The DIDYMOS-XR project, funded by the European Union’s Horizon Europe programme, aims to advance the technologies required for creating digital twins and developing 3D capturing systems for both objects and complex scenes. As part of this initiative, the GDNeRF model has been developed to address one of the key challenges in this domain: enabling high-quality scene reconstruction from a few, sparsely positioned cameras.
In the rapidly evolving world of 3D reconstruction and neural rendering, one of the most exciting frontiers is rebuilding complete objects and environments from just a few images. Traditional Neural Radiance Fields (NeRFs) have already revolutionized how we synthesize new views of a scene. At its core, a NeRF trains a new network from scratch for every scene, learning its complete 3D shape and appearance just by observing how that scene looks from all the different viewpoints — but they typically require hundreds of closely spaced images and long training times in order to reconstruct the scene faithfully. That’s where GDNeRF (Generalizable Depth-based NeRF) comes in.
Developed by researchers at the i2CAT Foundation in Barcelona within the DIDYMOS-XR project, GDNeRF introduces a new way to generalize NeRF models for sparse view synthesis — meaning it can reconstruct realistic scenes even when you only have a handful of widely spaced camera views. GDNeRF is designed to handle both dynamic humans and general scenes. However, within the DIDYMOS-XR project, the focus has been on object- and scene-level reconstruction — such as rooms, urban spaces, or cultural heritage sites — where the ability to work with minimal hardware setups is especially valuable.
The Challenge: From Dense Cameras to Sparse Reality
Most NeRF-based systems assume dense multi-camera rigs with overlapping fields of view. This works well in lab environments, but not in the real world — where you might only have a few cameras, or even just a smartphone moving around an object.
Sparse setups introduce major challenges:
-
- Large gaps between viewpoints make it hard to infer unseen geometry.
-
- Occluded regions (like the backside of an object) often remain unknown.
-
- Training time and data requirements make many new view synthesis methods impractical for real-time use.
GDNeRF directly tackles these limitations, allowing digital twin creation even from minimal, low-cost camera rigs — a key enabler for DIDYMOS-XR’s goal of democratizing immersive 3D reconstruction.
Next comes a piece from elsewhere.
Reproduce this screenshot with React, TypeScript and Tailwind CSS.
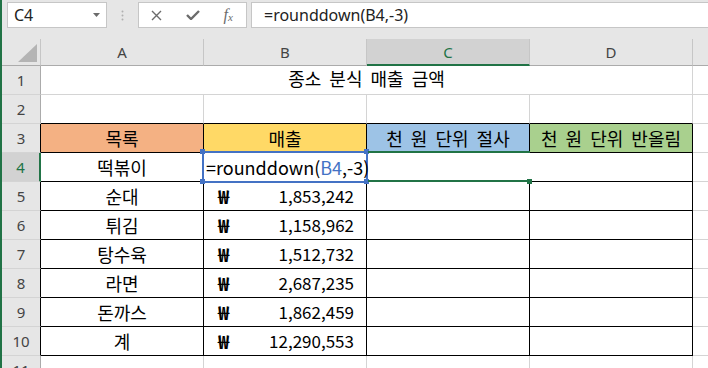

Figure 1 shows an example of the inputs that GDNeRF employs and its superiority among other methods.
The Core Idea: Depth-Guided Probabilistic Feature Volumes
At its heart, GDNeRF integrates feature maps from sparse views into a new multilevel probabilistic representation called a probabilistic feature volume. This structure fuses features from a few input views into a consistent 3D volume, weighting them by how likely each feature belongs to a given depth position. It implicitly models uncertainty in depth and uses that to make smarter reconstructions.
This design allows GDNeRF to handle large view gaps more gracefully. When reconstructing a building facade, a car, or a piece of furniture, the model can infer coherent geometry even when much of the surface isn’t directly visible. Figure 2 depicts a visual description of GDNeRF.
Filling the Gaps: A Generative Approach to Missing Information
Sparse views always leave holes — unseen parts of the scene. To fill them, GDNeRF borrows concepts from generative adversarial networks (GANs), particularly StyleGAN. A 3D Convolutional Neural Network (CNN) generator predicts plausible features for occluded or ambiguous regions, ensuring that even unseen parts of an object are consistent with visible context.
This combination of probabilistic geometry and generative reasoning is particularly valuable for DIDYMOS-XR’s broader mission: enabling digital twins that can represent entire scenes, even when parts of those scenes are hidden from sensors or cameras.
Real-Time Rendering, Real-World Applications
Beyond reconstruction accuracy, GDNeRF achieves real-time rendering at 16 FPS (frames per second), enabling dynamic applications such as:
-
- Interactive 3D object visualization from a few smartphone photos.
-
- Digital twins of spaces using sparse camera setups.
-
- Augmented/ virtual reality (AR/VR) scene reconstruction for telepresence or virtual staging.
-
- Cultural heritage preservation, where limited captures are common.
Unlike many NeRFs, GDNeRF doesn’t require retraining for every new scene — it generalizes across environments, meaning a pre-trained model can adapt to new inputs on the fly.
Results: Sparse Input, Dense Reality
In benchmarks, GDNeRF dramatically outperformed prior generalizable NeRFs such as ENeRF, especially in sparse setups:
-
- Up to 60% improvement in view synthesis quality under large (60°) camera spacing.
-
- Consistent results across both object-level (the DTU dataset) and scene-level datasets (such as the CWI dataset).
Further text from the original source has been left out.